Mozart op hoge hakken
Ik loop over twee dunne planken met daartussen een diepe spleet. In Gloria Deus naam, waarom heb ik hoge hakken aan?
Twee partituren houd ik vast, waar laat ik die op deze plank? Voordat ik mag zitten, moet ik nog staan. Schouder aan schouder, met links een alt en rechts een sopraan.
Als iemand zijn gewicht verplaatst, wiebel ik noodgedwongen mee. ‘Ontspan,’ zegt de dirigent. Mijn kuiten doen krampachtig hun best.
Ik voel de dames aan mijn zijden ademhalen voor iedere inzet. In mijn rug prikt een partituur en de mijne wipt per ongeluk het kapsel van mijn voorgangster omhoog.
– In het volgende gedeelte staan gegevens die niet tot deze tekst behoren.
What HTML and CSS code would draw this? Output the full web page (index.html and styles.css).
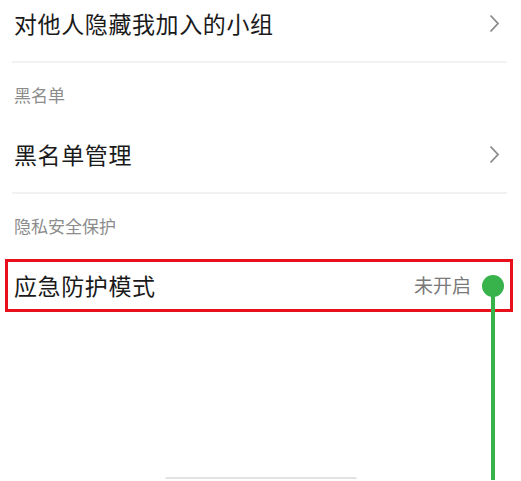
FILE: index.html
```html
<!DOCTYPE html>
<html lang="zh-CN">
<head>
    <meta charset="UTF-8">
    <meta name="viewport" content="width=device-width, initial-scale=1.0">
    <title>隐私设置</title>
    <link rel="stylesheet" href="styles.css">
</head>
<body>

    <div class="settings">
        <div class="row">
            <span class="row-title">对他人隐藏我加入的小组</span>
            <svg class="chevron" width="11" height="19" viewBox="0 0 11 19">
                <polyline points="1.5,1.5 9,9.5 1.5,17.5" fill="none" stroke="#8a8a8a" stroke-width="1.8"/>
            </svg>
        </div>

        <div class="section-label">黑名单</div>
        <div class="row">
            <span class="row-title">黑名单管理</span>
            <svg class="chevron" width="11" height="19" viewBox="0 0 11 19">
                <polyline points="1.5,1.5 9,9.5 1.5,17.5" fill="none" stroke="#8a8a8a" stroke-width="1.8"/>
            </svg>
        </div>

        <div class="section-label">隐私安全保护</div>
        <div class="row row-last">
            <span class="row-title">应急防护模式</span>
            <span class="status">未开启</span>

            <!-- annotation overlay -->
            <div class="highlight"></div>
            <div class="pointer-dot"></div>
            <div class="pointer-line"></div>
        </div>
    </div>

    <div class="sheet-edge"></div>

</body>
</html>
```

FILE: styles.css
```css
html, body {
    height: 100%;
}

body {
    margin: 0;
    overflow: hidden;
    background: #ffffff;
    font-family: "Noto Sans CJK SC", "Noto Sans", sans-serif;
    color: #1a1a1a;
}

.settings {
    margin-top: -15px;
    padding: 0 14px 0 12px;
}

.row {
    position: relative;
    display: flex;
    align-items: center;
    justify-content: space-between;
    height: 76px;
    padding: 0 7px 0 2px;
    border-bottom: 2px solid #f2f2f2;
}

.row-last {
    border-bottom: none;
}

.row-title {
    font-size: 23px;
    line-height: 30px;
    letter-spacing: 0.6px;
}

.chevron {
    display: block;
}

.section-label {
    padding: 21px 0 10px 2px;
    font-size: 17px;
    line-height: 22px;
    color: #8c8c8c;
}

.status {
    margin-right: 29px;
    font-size: 19px;
    line-height: 26px;
    color: #7a7a7a;
}

/* Red box drawn over the row */
.highlight {
    position: absolute;
    top: 12px;
    bottom: 11px;
    left: -7px;
    right: -6px;
    border: 3.5px solid #e8111b;
}

.pointer-dot {
    position: absolute;
    top: 28px;
    right: 3px;
    width: 22px;
    height: 22px;
    border-radius: 50%;
    background: #38b24a;
}

.pointer-line {
    position: absolute;
    top: 39px;
    right: 12px;
    width: 4px;
    height: 194px;
    background: #38b24a;
}

.sheet-edge {
    width: 192px;
    height: 0;
    margin: 154px auto 0;
    border-top: 2px solid #e2e2e2;
    border-radius: 8px 8px 0 0;
}
```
Ik heb ruimte nodig om de tonen breed te kunnen trekken. Ik heb al mijn moed nodig om in fortissimo in te durven zetten op een hoge G. Dat gaat niet als je je een sardientje voelt. Temidden van honderd zangers van Toonkunst sluit ik mijn ogen en neem een besluit. Ik ben niet ik, we zijn een wij. Ik zet me niet schrap maar zal me laten dragen. De wiebel onder mijn voeten wordt een golf die via mijn knieën omhoog golft, die mijn bekken beweeglijk houdt, mijn middenrif alert en mijn borstbeen heft, mijn schouders ontspant en mijn torso breedte geeft. Als een oever vangt mijn gehemelte de beweging. Zo zet ik de wiebelende planken om tot klank en ondersteunt het bewegen van het hele koor mijn ‘Rex tremendae maiestatis.’ De toon zweeft moeiteloos naar het balkon, waar mijn drie kinderen hem vangen.
Ze lachen naar me en doen hun best mijn aandacht vast te houden, zodat ik niet naar de dirigent kan kijken. De kinderen hopen dat ik me vergis en moederziel alleen een hoge ‘Gloria’ ten gehore breng.
Ik ben niet bereid hen dat plezier te doen en vlucht snel weer terug in de armen van de dirigent. Dat is het punt waar ik mijn aandacht laat rusten. In volledige volgzaamheid. Volgzaamheid vol overgave, maar actief tot in iedere cel. Er is alleen het nu.
Na het wegsterven van de laatste klanken van het Requiem van Mozart, houdt de dirigent zijn baton geheven en vangt daarop de stilte. Zeshonderdman publiek, een groot orkest, en de zangers, houden hun adem in en beleven een rimpelloos moment van intense verbondenheid.